» **Work to complete**:
Repeat the listing that follows, character for character, minus the pictures.
....
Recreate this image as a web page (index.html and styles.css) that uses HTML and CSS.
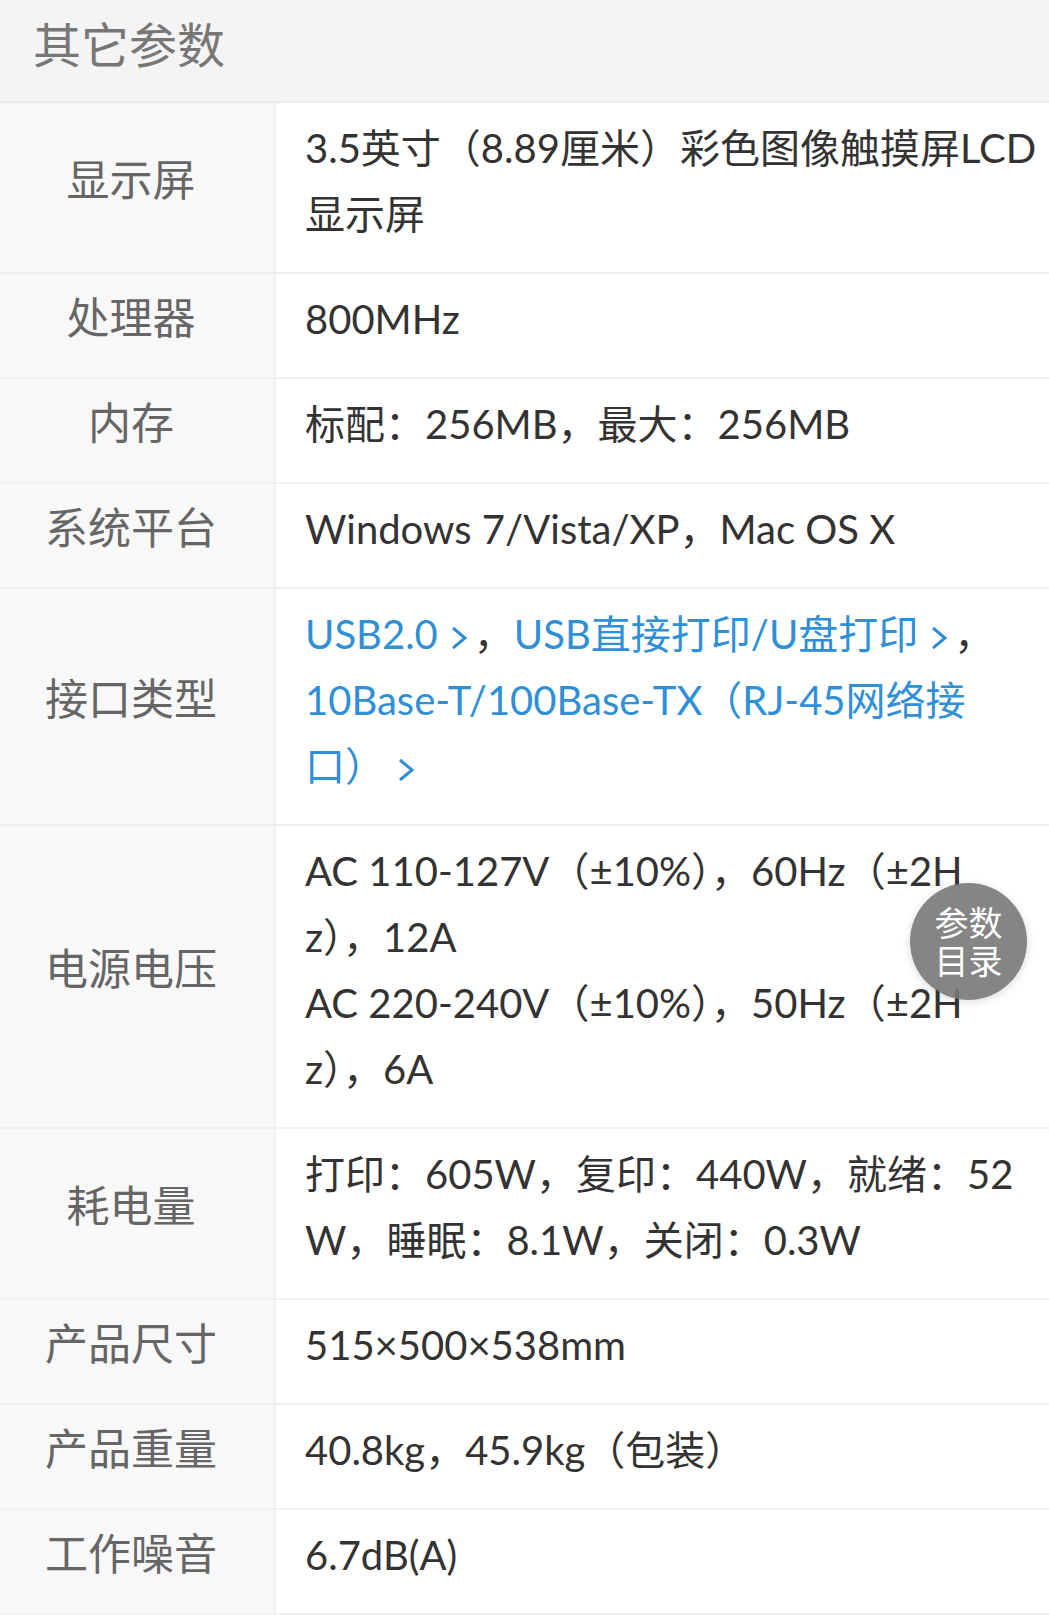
FILE: index.html
```html
<!DOCTYPE html>
<html lang="zh-CN">
<head>
  <meta charset="UTF-8" />
  <meta name="viewport" content="width=device-width, initial-scale=1.0" />
  <title>其它参数</title>
  <link rel="stylesheet" href="styles.css">
</head>
<body>
  <div class="params">
    <div class="params-title">其它参数</div>
    <dl class="param-list">
      <div class="param-row">
        <dt class="param-name">显示屏</dt>
        <dd class="param-value">3.5英寸（8.89厘米）彩色图像触摸屏LCD<br>显示屏</dd>
      </div>
      <div class="param-row">
        <dt class="param-name">处理器</dt>
        <dd class="param-value">800MHz</dd>
      </div>
      <div class="param-row">
        <dt class="param-name">内存</dt>
        <dd class="param-value">标配：256MB，最大：256MB</dd>
      </div>
      <div class="param-row">
        <dt class="param-name">系统平台</dt>
        <dd class="param-value">Windows 7/Vista/XP，Mac OS X</dd>
      </div>
      <div class="param-row">
        <dt class="param-name">接口类型</dt>
        <dd class="param-value">
          <a class="link" href="#">USB2.0<svg class="chevron" viewBox="0 0 18 24"><path d="M3 2 L15 12 L3 22" /></svg></a>，<a class="link" href="#">USB直接打印/U盘打印<svg class="chevron" viewBox="0 0 18 24"><path d="M3 2 L15 12 L3 22" /></svg></a>，<br>
          <a class="link" href="#">10Base-T/100Base-TX（RJ-45网络接<br>口）<svg class="chevron" viewBox="0 0 18 24"><path d="M3 2 L15 12 L3 22" /></svg></a>
        </dd>
      </div>
      <div class="param-row">
        <dt class="param-name">电源电压</dt>
        <dd class="param-value">AC 110-127V（±10%），60Hz（±2H<br>z），12A<br>AC 220-240V（±10%），50Hz（±2H<br>z），6A</dd>
      </div>
      <div class="param-row">
        <dt class="param-name">耗电量</dt>
        <dd class="param-value">打印：605W，复印：440W，就绪：52<br>W，睡眠：8.1W，关闭：0.3W</dd>
      </div>
      <div class="param-row">
        <dt class="param-name">产品尺寸</dt>
        <dd class="param-value">515×500×538mm</dd>
      </div>
      <div class="param-row">
        <dt class="param-name">产品重量</dt>
        <dd class="param-value">40.8kg，45.9kg（包装）</dd>
      </div>
      <div class="param-row">
        <dt class="param-name">工作噪音</dt>
        <dd class="param-value">6.7dB(A)</dd>
      </div>
    </dl>
  </div>

  <a class="catalog-btn" href="#">参数<br>目录</a>
</body>
</html>
```

FILE: styles.css
```css
* {
  margin: 0;
  padding: 0;
  box-sizing: border-box;
  font-family: Lato, 'Noto Sans CJK SC', sans-serif;
}

body {
  background: #fff;
  color: #333;
  width: 1049px;
  overflow: hidden;
}

.params-title {
  background: #f4f4f4;
  color: #777;
  font-size: 48px;
  height: 103px;
  line-height: 90px;
  padding-left: 33px;
  border-bottom: 2px solid #ececec;
}

.param-row {
  display: flex;
  border-bottom: 2px solid #efefef;
}

.param-name {
  width: 276px;
  flex-shrink: 0;
  background: #f8f8f8;
  border-right: 2px solid #f0f0f0;
  color: #666;
  font-size: 43px;
  display: flex;
  align-items: center;
  justify-content: center;
  padding: 0 12px 22px 0;
}

.param-value {
  flex: 1;
  font-size: 40px;
  line-height: 66px;
  padding: 12px 10px 25px 29px;
  color: #333;
}

.link {
  color: #2f8fd7;
  text-decoration: none;
}

.chevron {
  width: 18px;
  height: 24px;
  margin: 0 6px 0 12px;
  vertical-align: -1px;
}

.chevron path {
  fill: none;
  stroke: #2f8fd7;
  stroke-width: 3;
}

.catalog-btn {
  position: absolute;
  left: 910px;
  top: 883px;
  width: 117px;
  height: 117px;
  border-radius: 50%;
  background: rgba(120, 120, 120, 0.9);
  box-shadow: 0 2px 8px rgba(0, 0, 0, 0.15);
  color: #fff;
  font-size: 34px;
  line-height: 38px;
  text-align: center;
  text-decoration: none;
  display: flex;
  align-items: center;
  justify-content: center;
}
```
....
» **Response**:
Recreate this image as a web page (index.html and styles.css) that uses HTML and CSS.
FILE: index.html
```html
<!DOCTYPE html>
<html lang="zh-CN">
<head>
  <meta charset="UTF-8" />
  <meta name="viewport" content="width=device-width, initial-scale=1.0" />
  <title>其它参数</title>
  <link rel="stylesheet" href="styles.css">
</head>
<body>
  <div class="params">
    <div class="params-title">其它参数</div>
    <dl class="param-list">
      <div class="param-row">
        <dt class="param-name">显示屏</dt>
        <dd class="param-value">3.5英寸（8.89厘米）彩色图像触摸屏LCD<br>显示屏</dd>
      </div>
      <div class="param-row">
        <dt class="param-name">处理器</dt>
        <dd class="param-value">800MHz</dd>
      </div>
      <div class="param-row">
        <dt class="param-name">内存</dt>
        <dd class="param-value">标配：256MB，最大：256MB</dd>
      </div>
      <div class="param-row">
        <dt class="param-name">系统平台</dt>
        <dd class="param-value">Windows 7/Vista/XP，Mac OS X</dd>
      </div>
      <div class="param-row">
        <dt class="param-name">接口类型</dt>
        <dd class="param-value">
          <a class="link" href="#">USB2.0<svg class="chevron" viewBox="0 0 18 24"><path d="M3 2 L15 12 L3 22" /></svg></a>，<a class="link" href="#">USB直接打印/U盘打印<svg class="chevron" viewBox="0 0 18 24"><path d="M3 2 L15 12 L3 22" /></svg></a>，<br>
          <a class="link" href="#">10Base-T/100Base-TX（RJ-45网络接<br>口）<svg class="chevron" viewBox="0 0 18 24"><path d="M3 2 L15 12 L3 22" /></svg></a>
        </dd>
      </div>
      <div class="param-row">
        <dt class="param-name">电源电压</dt>
        <dd class="param-value">AC 110-127V（±10%），60Hz（±2H<br>z），12A<br>AC 220-240V（±10%），50Hz（±2H<br>z），6A</dd>
      </div>
      <div class="param-row">
        <dt class="param-name">耗电量</dt>
        <dd class="param-value">打印：605W，复印：440W，就绪：52<br>W，睡眠：8.1W，关闭：0.3W</dd>
      </div>
      <div class="param-row">
        <dt class="param-name">产品尺寸</dt>
        <dd class="param-value">515×500×538mm</dd>
      </div>
      <div class="param-row">
        <dt class="param-name">产品重量</dt>
        <dd class="param-value">40.8kg，45.9kg（包装）</dd>
      </div>
      <div class="param-row">
        <dt class="param-name">工作噪音</dt>
        <dd class="param-value">6.7dB(A)</dd>
      </div>
    </dl>
  </div>

  <a class="catalog-btn" href="#">参数<br>目录</a>
</body>
</html>
```

FILE: styles.css
```css
* {
  margin: 0;
  padding: 0;
  box-sizing: border-box;
  font-family: Lato, 'Noto Sans CJK SC', sans-serif;
}

body {
  background: #fff;
  color: #333;
  width: 1049px;
  overflow: hidden;
}

.params-title {
  background: #f4f4f4;
  color: #777;
  font-size: 48px;
  height: 103px;
  line-height: 90px;
  padding-left: 33px;
  border-bottom: 2px solid #ececec;
}

.param-row {
  display: flex;
  border-bottom: 2px solid #efefef;
}

.param-name {
  width: 276px;
  flex-shrink: 0;
  background: #f8f8f8;
  border-right: 2px solid #f0f0f0;
  color: #666;
  font-size: 43px;
  display: flex;
  align-items: center;
  justify-content: center;
  padding: 0 12px 22px 0;
}

.param-value {
  flex: 1;
  font-size: 40px;
  line-height: 66px;
  padding: 12px 10px 25px 29px;
  color: #333;
}

.link {
  color: #2f8fd7;
  text-decoration: none;
}

.chevron {
  width: 18px;
  height: 24px;
  margin: 0 6px 0 12px;
  vertical-align: -1px;
}

.chevron path {
  fill: none;
  stroke: #2f8fd7;
  stroke-width: 3;
}

.catalog-btn {
  position: absolute;
  left: 910px;
  top: 883px;
  width: 117px;
  height: 117px;
  border-radius: 50%;
  background: rgba(120, 120, 120, 0.9);
  box-shadow: 0 2px 8px rgba(0, 0, 0, 0.15);
  color: #fff;
  font-size: 34px;
  line-height: 38px;
  text-align: center;
  text-decoration: none;
  display: flex;
  align-items: center;
  justify-content: center;
}
```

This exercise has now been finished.